When she'd finished venting her objections, I ventured a small "Why is that word ...?" Didn't get to complete my question. She showed signs of heating up again and I backed w-a-a-y off, thinking it wise to wipe that word from my heart and life (at least when around her).

Even though I never solved the mystery, I'm still curious. Did she as a child get into big trouble on account of that word? Or did someone - perhaps a mean neighbor kid - make it into an acrostic designed just for her? Such as Dames Are Really Nauseating? Probably not; country kids didn't know words that long.

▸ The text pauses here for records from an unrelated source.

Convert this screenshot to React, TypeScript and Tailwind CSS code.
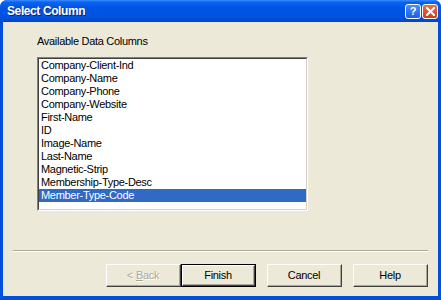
const items = [
  "Company-Client-Ind",
  "Company-Name",
  "Company-Phone",
  "Company-Website",
  "First-Name",
  "ID",
  "Image-Name",
  "Last-Name",
  "Magnetic-Strip",
  "Membership-Type-Desc",
  "Member-Type-Code",
];

const font = "font-['Liberation_Sans',Arial,sans-serif]";

const XpButton = ({
  children,
  primary,
  disabled,
}: {
  children: React.ReactNode;
  primary?: boolean;
  disabled?: boolean;
}) => (
  <div
    className={`w-[75px] h-[23px] ${
      primary ? "border border-black" : ""
    }`}
  >
    <div className="w-full h-full border-t border-l border-white border-b border-r border-b-[#404040] border-r-[#404040]">
      <div
        className={`w-full h-full flex items-center justify-center border-b border-r border-[#aca899] text-[11px] tracking-[-0.3px] ${
          disabled
            ? "text-[#aca899] [text-shadow:1px_1px_#ffffff]"
            : "text-black"
        }`}
      >
        {children}
      </div>
    </div>
  </div>
);

const SelectColumn = () => {
  const selected = "Member-Type-Code";

  return (
    <div
      className={`w-[441px] h-[300px] flex flex-col bg-[#0050dc] rounded-t-[7px] overflow-hidden ${font}`}
    >
      {/* title bar */}
      <div className="h-[22px] flex items-center justify-between pl-[7px] pr-[3px] bg-[linear-gradient(to_bottom,#3b8fff_0%,#0c62f0_10%,#0055e5_35%,#0052e0_75%,#0046cc_100%)]">
        <span className="text-white font-bold text-[12px] [text-shadow:1px_1px_#0a1f7a] tracking-[-0.4px]">
          Select Column
        </span>
        <div className="flex gap-[1px]">
          <div className="w-[16px] h-[15px] rounded-[3px] border border-white bg-[linear-gradient(to_bottom,#4a8cff,#1a5ee8)] flex items-center justify-center text-white font-bold text-[11px] leading-none">
            ?
          </div>
          <div className="w-[16px] h-[15px] rounded-[3px] border border-white bg-[linear-gradient(to_bottom,#e8704f,#d03c18)] flex items-center justify-center">
            <svg width="9" height="9" viewBox="0 0 9 9">
              <path
                d="M1 1 L8 8 M8 1 L1 8"
                stroke="white"
                strokeWidth="2"
                strokeLinecap="square"
              />
            </svg>
          </div>
        </div>
      </div>

      {/* body */}
      <div className="flex-1 mx-[3px] mb-[4px] bg-[#ece9d8] flex flex-col px-[10px]">
        <div className="ml-[24px] mt-[13px] text-[11px] leading-[13px] tracking-[-0.3px] text-black">
          Available Data Columns
        </div>

        <div className="ml-[24px] mt-[9px] w-[271px] h-[154px] border-t border-l border-[#808080] border-b border-r border-b-white border-r-white">
          <div className="w-full h-full border-t border-l border-[#404040] border-b border-r border-b-[#d4d0c8] border-r-[#d4d0c8] bg-white flex flex-col">
            {items.map((item) => (
              <div
                key={item}
                className={`h-[13px] pl-[2px] text-[11px] leading-[13px] tracking-[-0.3px] ${
                  item === selected
                    ? "bg-[#316ac5] text-white"
                    : "text-black"
                }`}
              >
                {item}
              </div>
            ))}
          </div>
        </div>

        <div className="mt-[39px] border-t border-[#aca899] border-b border-b-white" />

        <div className="mt-[12px] flex justify-end">
          <XpButton disabled>
            &lt; <u className="ml-[3px]">B</u>ack
          </XpButton>
          <XpButton primary>Finish</XpButton>
          <div className="ml-[11px]">
            <XpButton>Cancel</XpButton>
          </div>
          <div className="ml-[11px]">
            <XpButton>Help</XpButton>
          </div>
        </div>
      </div>
    </div>
  );
};

export default function App() {
  return <SelectColumn />;
}
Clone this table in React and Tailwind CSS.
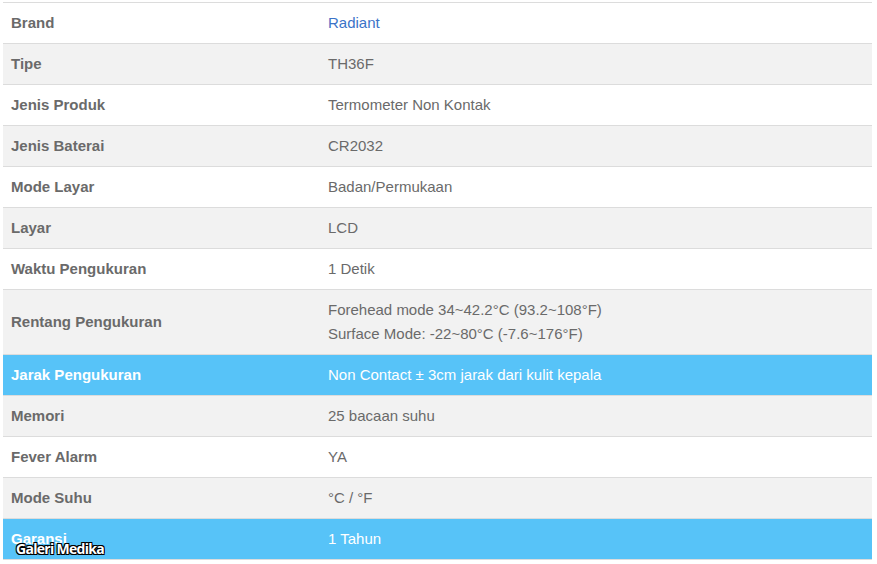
import React from 'react'

const rows = [
  { label: 'Brand', value: 'Radiant', link: true },
  { label: 'Tipe', value: 'TH36F' },
  { label: 'Jenis Produk', value: 'Termometer Non Kontak' },
  { label: 'Jenis Baterai', value: 'CR2032' },
  { label: 'Mode Layar', value: 'Badan/Permukaan' },
  { label: 'Layar', value: 'LCD' },
  { label: 'Waktu Pengukuran', value: '1 Detik' },
  { label: 'Rentang Pengukuran', value: ['Forehead mode 34~42.2°C (93.2~108°F)', 'Surface Mode: -22~80°C (-7.6~176°F)'] },
  { label: 'Jarak Pengukuran', value: 'Non Contact ± 3cm jarak dari kulit kepala', hl: true },
  { label: 'Memori', value: '25 bacaan suhu' },
  { label: 'Fever Alarm', value: 'YA' },
  { label: 'Mode Suhu', value: '°C / °F' },
  { label: 'Garansi', value: '1 Tahun', hl: true },
]

export default function App() {
  return (
    <div className="relative w-[877px] h-[564px] bg-white pt-[2px] px-[3px] font-['Liberation_Sans',Arial,sans-serif] text-[15px] leading-6">
      <table className="w-[869px] border-collapse">
        <tbody>
          {rows.map((r, i) => {
            const bg = r.hl ? 'bg-[#57c3f8]' : i % 2 === 0 ? 'bg-white' : 'bg-[#f2f2f2]'
            const txt = r.hl ? 'text-white' : 'text-[#6a6a6a]'
            return (
              <tr key={r.label} className={`${bg} border-t border-b border-[#dcdcdc]`}>
                <td className={`w-[317px] px-2 py-2 font-bold align-middle ${txt}`}>{r.label}</td>
                <td className={`px-2 py-2 align-middle ${r.link ? 'text-[#3b73c8]' : txt}`}>
                  {Array.isArray(r.value) ? r.value.map(v => <div key={v}>{v}</div>) : r.value}
                </td>
              </tr>
            )
          })}
        </tbody>
      </table>
      {/* watermark */}
      <div className="absolute left-[16px] top-[541px] text-[14px] leading-4 font-bold text-white font-['Open_Sans',sans-serif] [text-shadow:-1px_-1px_0_#000,1px_-1px_0_#000,-1px_1px_0_#000,1px_1px_0_#000,0_1px_0_#000,0_-1px_0_#000] tracking-[-0.7px]">
        Galeri Medika
      </div>
    </div>
  )
}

That reminds me of the indignation of our then three-year-old daughter when the creative sons of a friend recited, "Myrtle the Turtle Without No Girdle" solely for her benefit. She had no idea what a girdle was, but her wrath knew no bounds. And she still doesn't like the word "girdle." Words are powerful.

Words are responsible for a lot of childhood suffering. My uncle was traumatized by saying a prayer his older brothers taught him - can you imagine? They carefully instructed him in when and where to employ it. One day when the family gathered around the farm house table at noon, uncle asked to say the blessing. He was standing between his mama and poppa because, unfortunately, with that many children, the chairs ran out. When he received permission, uncle said, with enthusiasm,

"Bless the meat,
D____ the skin,
Back your ears
and cram it in!!!"

A calloused hand from the chair next to the pious little guy swatted his bottom; immediately a smaller hand delivered another swat from the chair on the other side. Guffaws erupted from the male section of the table. Poor Uncle Lonnie.
He found out that words are powerful.

Remember that as you interact with others today - your words are powerful.